Esto ya es fascinante por sí solo, pero el verdadero pico llega desde su guion altamente metanarrativo, que desde los primeros minutos ofrece una disparatada, pero siempre crítica, radiografía de una industria de los sueños que en numerosas ocasiones termina convirtiéndose en una pesadilla. En este caso, personificada por una serie de alocados personajes cuyos diseños y voces corresponden a nombres de jerarquía dentro de la animación española, como el propio José María Fernández de Vega e Iván Miñambres, de UniKo. Su aparición es una exquisitez para quienes están familiarizados con los pormenores de la animación iberoamericana, mientras que su buen trabajo resulta decisivo para un argumento que se mueve con destreza entre lo absurdo y lo tragicómico.
Y es que resulta virtualmente imposible no conectar con Javier, un sujeto cuyos anhelos sufren una mutación tan severa que termina plasmada en su identidad y personalidad. Así se aprecia en el nombre erróneo que le conceden los altos mandos de la producción y que nunca es corregido, a pesar de las insistencias del novel creativo, quien simplemente termina por asimilarlo. Un duro reflejo simbólico de cómo acepta todos los cambios a una obra que nació de una idea suya, pero que con el tiempo deja de serlo, aun cuando parezca renuente a aceptarlo. Esto se confirma en su desenlace doloroso y poderoso, que debe mucho a Akira (Katsuhiro Ôtomo, 1988) tras un guiño importante del primer acto, pero también a Sunset Boulevard (Billy Wilder, 1950), que fusiona al personaje de Gloria Swanson con sus frustraciones y obsesiones.
Los usos de la animación suscitan reflexiones similares, pues la conversación en la que Javier revela sus deseos de hacer un corto deja ver algunos de los estigmas que siguen rodeando a la animación. “Los dibujitos tiran pa’ delante”, le dice un amigo, convencido de que la técnica podría ahorrarle varios problemas de logística, ignorante de los enormes retos de esta industria en particular, muchos de los cuales son desconocidos hasta por quienes trabajan en el audiovisual en su modalidad live-action.
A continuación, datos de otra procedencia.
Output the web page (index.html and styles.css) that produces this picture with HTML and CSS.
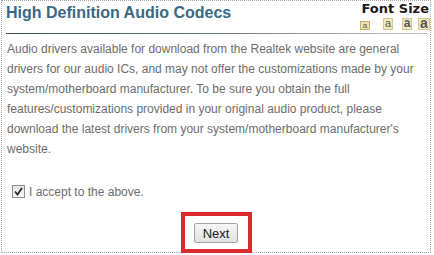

Todo esto puede apreciarse en el desarrollo de la obra, que por momentos se queda sin color ante los problemas presupuestarios que se cruzan en el camino.
El corto de Rubén se suma de este modo a la rica y ecléctica filmografía de The Glow Animation Studio, que fiel a su costumbre, ha aprovechado el arte animado para dejarse llevar por pasiones, deseos e inquietudes que son las de muchas personas. En este caso, con una inusual deconstrucción que rinde homenaje al arte animado, pero sin perder la oportunidad de cuestionar sus reglas, sus procesos y su identidad. Una pieza que se ríe de sí misma, pero también de toda la industria, que escuece y entretiene por igual, pero sobre todo, que cree firmemente en el cine como acto de resistencia creativa.